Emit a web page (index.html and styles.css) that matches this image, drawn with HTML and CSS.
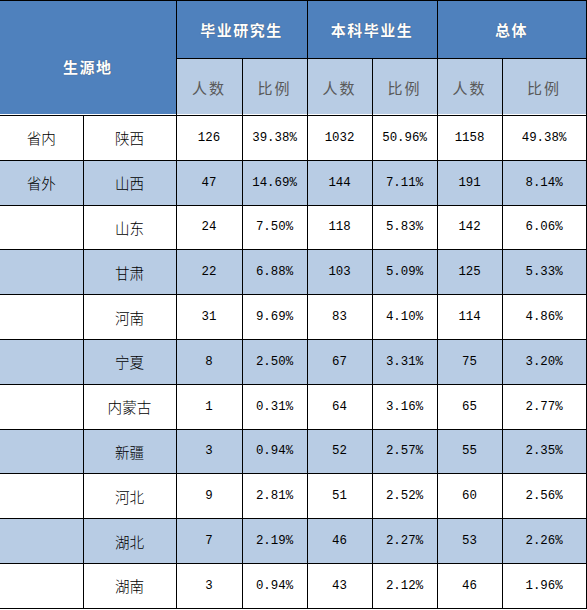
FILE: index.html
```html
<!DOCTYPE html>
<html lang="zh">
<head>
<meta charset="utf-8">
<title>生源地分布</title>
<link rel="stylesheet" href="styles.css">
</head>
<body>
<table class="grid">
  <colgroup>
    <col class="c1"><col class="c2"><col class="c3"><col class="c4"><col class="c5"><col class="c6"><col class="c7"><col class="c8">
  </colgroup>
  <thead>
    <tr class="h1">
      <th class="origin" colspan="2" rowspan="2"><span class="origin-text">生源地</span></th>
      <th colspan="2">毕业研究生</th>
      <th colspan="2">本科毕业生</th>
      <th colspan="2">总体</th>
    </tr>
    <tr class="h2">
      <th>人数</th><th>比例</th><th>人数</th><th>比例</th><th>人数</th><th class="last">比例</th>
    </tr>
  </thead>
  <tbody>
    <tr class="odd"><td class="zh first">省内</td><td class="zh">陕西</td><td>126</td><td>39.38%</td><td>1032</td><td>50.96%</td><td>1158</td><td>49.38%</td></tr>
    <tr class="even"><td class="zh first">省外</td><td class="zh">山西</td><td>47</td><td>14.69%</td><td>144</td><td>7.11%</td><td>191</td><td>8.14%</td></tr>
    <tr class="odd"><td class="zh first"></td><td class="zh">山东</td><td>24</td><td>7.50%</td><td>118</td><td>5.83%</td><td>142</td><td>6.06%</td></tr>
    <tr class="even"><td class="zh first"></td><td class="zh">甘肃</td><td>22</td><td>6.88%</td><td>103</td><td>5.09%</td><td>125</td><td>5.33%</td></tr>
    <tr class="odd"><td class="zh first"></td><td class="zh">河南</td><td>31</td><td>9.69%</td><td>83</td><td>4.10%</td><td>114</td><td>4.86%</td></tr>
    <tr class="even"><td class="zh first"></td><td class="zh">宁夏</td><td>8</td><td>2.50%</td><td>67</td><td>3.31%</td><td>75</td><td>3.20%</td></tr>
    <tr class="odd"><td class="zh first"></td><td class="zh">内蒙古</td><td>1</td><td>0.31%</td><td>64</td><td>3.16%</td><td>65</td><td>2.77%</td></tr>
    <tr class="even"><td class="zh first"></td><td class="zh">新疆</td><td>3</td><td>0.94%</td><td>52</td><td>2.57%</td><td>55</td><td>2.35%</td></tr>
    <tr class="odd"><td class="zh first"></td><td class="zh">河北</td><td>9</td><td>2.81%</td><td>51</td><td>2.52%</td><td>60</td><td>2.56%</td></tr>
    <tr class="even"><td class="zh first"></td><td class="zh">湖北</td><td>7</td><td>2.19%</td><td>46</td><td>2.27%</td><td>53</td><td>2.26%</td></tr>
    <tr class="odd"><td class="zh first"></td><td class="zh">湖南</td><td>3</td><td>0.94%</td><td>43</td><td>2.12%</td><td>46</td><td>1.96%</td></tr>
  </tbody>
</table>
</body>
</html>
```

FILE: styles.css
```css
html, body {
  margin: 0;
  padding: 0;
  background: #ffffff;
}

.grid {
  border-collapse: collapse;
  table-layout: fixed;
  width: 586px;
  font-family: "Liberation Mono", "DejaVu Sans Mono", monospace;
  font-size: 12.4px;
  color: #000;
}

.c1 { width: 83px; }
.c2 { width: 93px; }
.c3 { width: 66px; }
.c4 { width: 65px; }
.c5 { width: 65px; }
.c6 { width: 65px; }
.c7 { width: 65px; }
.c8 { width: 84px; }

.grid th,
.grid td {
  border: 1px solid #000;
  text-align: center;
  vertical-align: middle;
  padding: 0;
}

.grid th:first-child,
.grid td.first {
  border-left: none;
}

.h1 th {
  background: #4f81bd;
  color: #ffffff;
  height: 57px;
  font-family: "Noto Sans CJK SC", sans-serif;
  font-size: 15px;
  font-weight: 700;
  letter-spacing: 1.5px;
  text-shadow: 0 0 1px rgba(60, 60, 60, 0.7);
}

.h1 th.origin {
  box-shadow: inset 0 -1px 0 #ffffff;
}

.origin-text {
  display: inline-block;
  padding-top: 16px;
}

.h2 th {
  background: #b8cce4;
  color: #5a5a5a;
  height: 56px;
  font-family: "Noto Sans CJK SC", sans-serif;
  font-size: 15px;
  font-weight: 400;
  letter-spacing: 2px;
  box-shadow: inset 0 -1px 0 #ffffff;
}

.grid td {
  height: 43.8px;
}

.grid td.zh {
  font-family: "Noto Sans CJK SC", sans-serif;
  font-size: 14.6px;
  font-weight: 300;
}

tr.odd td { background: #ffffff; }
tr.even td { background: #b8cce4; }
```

# # # # #

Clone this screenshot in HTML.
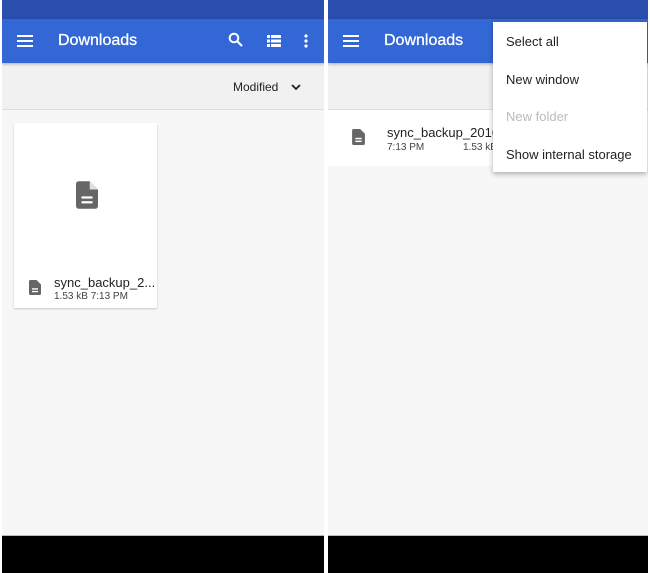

# # # # #

▶ What to work on
Write out every line of the listing that holds the word "index".

▶ Answer for this exercise
Emit a web page (index.html and styles.css) that matches this image, drawn with HTML and CSS.
FILE: index.html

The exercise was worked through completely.